Best appeared Tuesday night before the town's Zoning Commission at Town Hall to plead her case for a proposed $2.2 million project to renovate the old firehouse on Main Street into the town's first EMS headquarters.
The Zoning Commission unanimously approved the proposal.
The local EMS, made up almost entirely of volunteers, operates out of a 3,000-square-foot space in the lower level of police headquarters, but would move to the 9,000-square-foot former firehouse under a plan presented by Silver Petrucelli & Associates of Hamden. The firm has prepared conceptual plans to transform the old firehouse, 2725 Main St., into an EMS center.
The unit also includes four full-time paramedics and 20 part-time paramedics and EMTs.
Best said being next door to the Fire Department's new headquarters also would help to better coordinate responses to emergencies with firefighters, as well as for training purposes.
Ever since the new $6.5 million, 27,000-square-foot firehouse and dispatch center was erected more than two years ago next door to its former base, that building has been vacant.
The consultants have determined the building is structurally sound, but needs a new roof and a "retrofitting'' to transform it into an EMS center.

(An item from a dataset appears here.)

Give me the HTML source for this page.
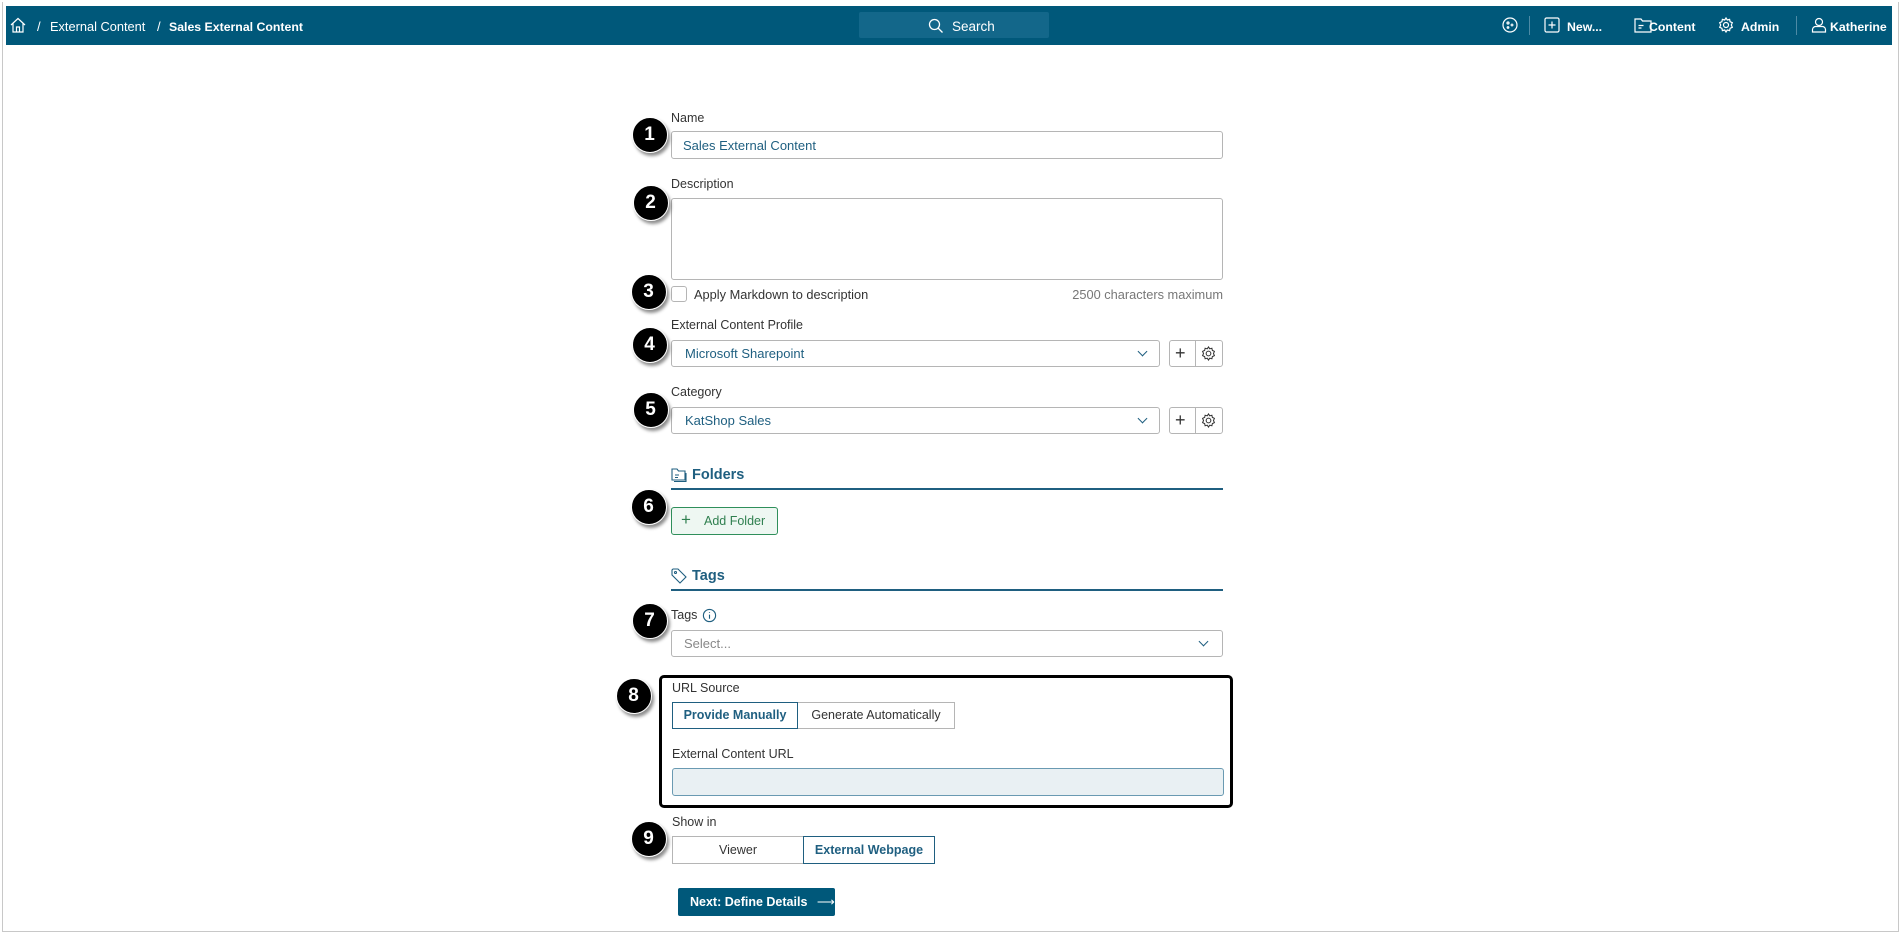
<!DOCTYPE html>
<html><head><meta charset="utf-8"><style>
*{box-sizing:border-box;margin:0;padding:0}
body{width:1903px;height:934px;background:#fff;font-family:"Liberation Sans",sans-serif;position:relative;overflow:hidden;color:#222}
.frame{position:absolute;left:2px;top:2px;width:1897px;height:930px;border:1px solid #c8c8c8;border-top:none}
.hdr{position:absolute;left:6px;top:6px;width:1886px;height:39px;background:#00587a;color:#fff;font-size:13px}
.abs{position:absolute}
.w{color:#fff;font-size:13px;top:13px;position:absolute}
.b{font-weight:bold;font-size:12.3px;top:14px}
.lab{position:absolute;font-size:12.5px;color:#333}
.inp{position:absolute;border:1px solid #b5b5b5;border-radius:3px;background:#fff}
.val{position:absolute;font-size:13px;color:#1f5f80}
.badge{position:absolute;width:36px;height:36px;border-radius:50%;background:#000;color:#fff;font-weight:bold;font-size:19px;text-align:center;line-height:33px;box-shadow:2px 3px 3px rgba(0,0,0,.45);border:1.5px solid #fff;margin:-1.5px 0 0 -1.5px}
.chev{position:absolute;width:7px;height:7px;border-right:1.4px solid #1f5f80;border-bottom:1.4px solid #1f5f80;transform:rotate(45deg)}
.h2{position:absolute;font-size:14.5px;font-weight:bold;color:#1f5f80}
.line{position:absolute;height:1.5px;background:#1f5f80}
.btn{position:absolute;font-size:12.5px;text-align:center;border:1px solid #b5b5b5;background:#fff;color:#333}
</style></head><body>
<div class="frame"></div>
<div class="hdr">
 <svg class="abs" style="left:4px;top:11px" width="16" height="16" viewBox="0 0 16 16" fill="none" stroke="#fff" stroke-width="1.2"><path d="M1 8 L8 1.5 L15 8 M3 6.5 V15 H13 V6.5 M6.5 15 V10 H9.5 V15"/></svg>
 <span class="w" style="left:31px">/</span>
 <span class="w" style="left:44px;font-size:12.8px">External Content</span>
 <span class="w" style="left:151px">/</span>
 <span class="w b" style="left:163px">Sales External Content</span>
 <div class="abs" style="left:853px;top:6px;width:190px;height:26px;background:#13678a;border-radius:2px"></div>
 <svg class="abs" style="left:922px;top:12px" width="16" height="16" viewBox="0 0 16 16" fill="none" stroke="#fff" stroke-width="1.3"><circle cx="6.5" cy="6.5" r="5"/><path d="M10 10 L14.5 14.5"/></svg>
 <span class="w" style="left:946px;font-size:13.5px">Search</span>
 <svg class="abs" style="left:1496px;top:11px" width="16" height="16" viewBox="0 0 16 16" fill="none" stroke="#fff" stroke-width="1.2"><circle cx="8" cy="8" r="7"/><circle cx="6" cy="6" r="1"/><path d="M10 6.5v3M8.5 8h3"/><circle cx="6" cy="10.5" r=".8"/></svg>
 <div class="abs" style="left:1523px;top:10px;width:1px;height:19px;background:#4d8aa5"></div>
 <svg class="abs" style="left:1538px;top:11px" width="16" height="16" viewBox="0 0 16 16" fill="none" stroke="#fff" stroke-width="1.2"><rect x="1" y="1" width="14" height="14" rx="1.5"/><path d="M8 4.5v7M4.5 8h7"/></svg>
 <span class="w b" style="left:1561px">New...</span>
 <svg class="abs" style="left:1628px;top:11px" width="18" height="16" viewBox="0 0 18 16" fill="none" stroke="#fff" stroke-width="1.2"><path d="M1 2h6l1.5 2H17v11H1z M4.5 8.5h5M4.5 11h3"/></svg>
 <span class="w b" style="left:1643px">Content</span>
 <svg class="abs" style="left:1712px;top:11px" width="16" height="16" viewBox="0 0 16 16" fill="none" stroke="#fff" stroke-width="1.2"><circle cx="8" cy="8" r="2.5"/><path d="M8 1l1.3 2 2.3-.6.5 2.3 2.2 1L13.3 8l1 2.3-2.2 1-.5 2.3-2.3-.6L8 15l-1.3-2-2.3.6-.5-2.3-2.2-1L2.7 8l-1-2.3 2.2-1 .5-2.3 2.3.6z"/></svg>
 <span class="w b" style="left:1735px">Admin</span>
 <div class="abs" style="left:1790px;top:10px;width:1px;height:19px;background:#4d8aa5"></div>
 <svg class="abs" style="left:1805px;top:11px" width="16" height="16" viewBox="0 0 16 16" fill="none" stroke="#fff" stroke-width="1.2"><circle cx="8" cy="5" r="3.5"/><path d="M1.5 15v-2.5c0-1.5 1.5-3 3-3h7c1.5 0 3 1.5 3 3V15z"/></svg>
 <span class="w b" style="left:1824px">Katherine</span>
</div>

<div class="lab" style="left:671px;top:111px">Name</div>
<div class="inp" style="left:671px;top:131px;width:552px;height:28px"></div>
<div class="val" style="left:683px;top:138px">Sales External Content</div>
<div class="badge" style="left:633px;top:118px">1</div>

<div class="lab" style="left:671px;top:177px">Description</div>
<div class="inp" style="left:671px;top:198px;width:552px;height:82px"></div>
<div class="badge" style="left:634px;top:186px">2</div>

<div class="inp" style="left:671px;top:286px;width:16px;height:16px"></div>
<div class="lab" style="left:694px;top:287px;font-size:12.8px">Apply Markdown to description</div>
<div class="lab" style="left:1060px;top:287px;width:163px;text-align:right;color:#777;font-size:12.8px">2500 characters maximum</div>
<div class="badge" style="left:632px;top:275px">3</div>

<div class="lab" style="left:671px;top:318px">External Content Profile</div>
<div class="inp" style="left:671px;top:340px;width:489px;height:27px"></div>
<div class="val" style="left:685px;top:346px">Microsoft Sharepoint</div>
<div class="chev" style="left:1139px;top:348px"></div>
<div class="inp" style="left:1169px;top:340px;width:54px;height:27px"></div>
<div class="abs" style="left:1195px;top:340px;width:1px;height:27px;background:#b5b5b5"></div>
<div class="abs" style="left:1175px;top:340px;font-size:18px;line-height:26px;color:#333">+</div>
<svg class="abs" style="left:1201px;top:346px" width="15" height="15" viewBox="0 0 16 16" fill="none" stroke="#333" stroke-width="1.1"><circle cx="8" cy="8" r="2.5"/><path d="M8 1l1.3 2 2.3-.6.5 2.3 2.2 1L13.3 8l1 2.3-2.2 1-.5 2.3-2.3-.6L8 15l-1.3-2-2.3.6-.5-2.3-2.2-1L2.7 8l-1-2.3 2.2-1 .5-2.3 2.3.6z"/></svg>
<div class="badge" style="left:633px;top:328px">4</div>

<div class="lab" style="left:671px;top:385px">Category</div>
<div class="inp" style="left:671px;top:407px;width:489px;height:27px"></div>
<div class="val" style="left:685px;top:413px">KatShop Sales</div>
<div class="chev" style="left:1139px;top:415px"></div>
<div class="inp" style="left:1169px;top:407px;width:54px;height:27px"></div>
<div class="abs" style="left:1195px;top:407px;width:1px;height:27px;background:#b5b5b5"></div>
<div class="abs" style="left:1175px;top:407px;font-size:18px;line-height:26px;color:#333">+</div>
<svg class="abs" style="left:1201px;top:413px" width="15" height="15" viewBox="0 0 16 16" fill="none" stroke="#333" stroke-width="1.1"><circle cx="8" cy="8" r="2.5"/><path d="M8 1l1.3 2 2.3-.6.5 2.3 2.2 1L13.3 8l1 2.3-2.2 1-.5 2.3-2.3-.6L8 15l-1.3-2-2.3.6-.5-2.3-2.2-1L2.7 8l-1-2.3 2.2-1 .5-2.3 2.3.6z"/></svg>
<div class="badge" style="left:634px;top:393px">5</div>

<svg class="abs" style="left:671px;top:468px" width="16" height="14" viewBox="0 0 16 14" fill="none" stroke="#1f5f80" stroke-width="1.1"><path d="M1 1h5l1.5 2H14v9H1z M4 7h4M4 9.5h3 M15 5v8.5H3"/></svg>
<div class="h2" style="left:692px;top:467px">Folders</div>
<div class="line" style="left:671px;top:488px;width:552px"></div>
<div class="abs" style="left:671px;top:507px;width:107px;height:28px;border:1px solid #2f8f5b;border-radius:3px;background:#eef7f2"></div>
<div class="abs" style="left:681px;top:510px;font-size:17px;color:#2f7f4f">+</div>
<div class="abs" style="left:704px;top:514px;font-size:12.5px;color:#2f7f4f">Add Folder</div>
<div class="badge" style="left:632px;top:490px">6</div>

<svg class="abs" style="left:671px;top:568px" width="16" height="16" viewBox="0 0 16 16" fill="none" stroke="#1f5f80" stroke-width="1.1"><path d="M1 2v5l8 8 6-6-8-8H2z"/><circle cx="4.5" cy="4.5" r="1"/></svg>
<div class="h2" style="left:692px;top:568px">Tags</div>
<div class="line" style="left:671px;top:589px;width:552px"></div>

<div class="lab" style="left:671px;top:608px">Tags</div>
<svg class="abs" style="left:702px;top:608px" width="15" height="15" viewBox="0 0 16 16" fill="none" stroke="#1f5f80" stroke-width="1.2"><circle cx="8" cy="8" r="6.5"/><path d="M8 7v4.5M8 4.5v.8"/></svg>
<div class="inp" style="left:671px;top:630px;width:552px;height:27px"></div>
<div class="val" style="left:684px;top:636px;color:#888">Select...</div>
<div class="chev" style="left:1200px;top:638px"></div>
<div class="badge" style="left:633px;top:604px">7</div>

<div class="abs" style="left:659px;top:675px;width:574px;height:133px;border:3px solid #000;border-radius:5px"></div>
<div class="lab" style="left:672px;top:681px">URL Source</div>
<div class="btn" style="left:672px;top:702px;width:126px;height:27px;line-height:25px;border-color:#1f5f80;color:#1f5f80;font-weight:bold;z-index:2">Provide Manually</div>
<div class="btn" style="left:797px;top:702px;width:158px;height:27px;line-height:25px">Generate Automatically</div>
<div class="lab" style="left:672px;top:747px">External Content URL</div>
<div class="abs" style="left:672px;top:768px;width:552px;height:28px;background:#e9f0f3;border:1px solid #6a9ab2;border-radius:3px"></div>
<div class="badge" style="left:617px;top:679px">8</div>

<div class="lab" style="left:672px;top:815px">Show in</div>
<div class="btn" style="left:672px;top:836px;width:132px;height:28px;line-height:26px">Viewer</div>
<div class="btn" style="left:803px;top:836px;width:132px;height:28px;line-height:26px;border-color:#1f5f80;color:#1f5f80;font-weight:bold">External Webpage</div>
<div class="badge" style="left:632px;top:822px">9</div>

<div class="abs" style="left:678px;top:888px;width:157px;height:28px;background:#00587a;border-radius:2px;color:#fff;font-size:12.5px;font-weight:bold;line-height:28px;padding-left:12px">Next: Define Details <span style="font-weight:normal;margin-left:6px">⟶</span></div>
</body></html>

"It's very exciting we may be finally getting our own building," Best said. "Our space is extremely cramped, both as far as the training room and the crew's quarters. All of our vehicles are housed outside, and this would allow us to garage our ambulances and prolong the life of vehicles."
Funding for the project will be paid for out of the EMS enterprise budget and bonded through the town, but won't cost taxpayers any money, Best said.
"I know EMS has been trying to get its own building for a long time," said Zoning Commission Chairman Christopher Silhavey, who served on the Town Council during the late 1990s and recalls how several proposals never quite made it.
"This is a perfect reuse for a building that hasn't been used in several years," he said.
The proposal will be sent to the Planning Commission at 7 p.m. Tuesday in Town Hall and then to the Town Council for final approval. The council, however, has already approved the project as part of its five-year capital improvement plan.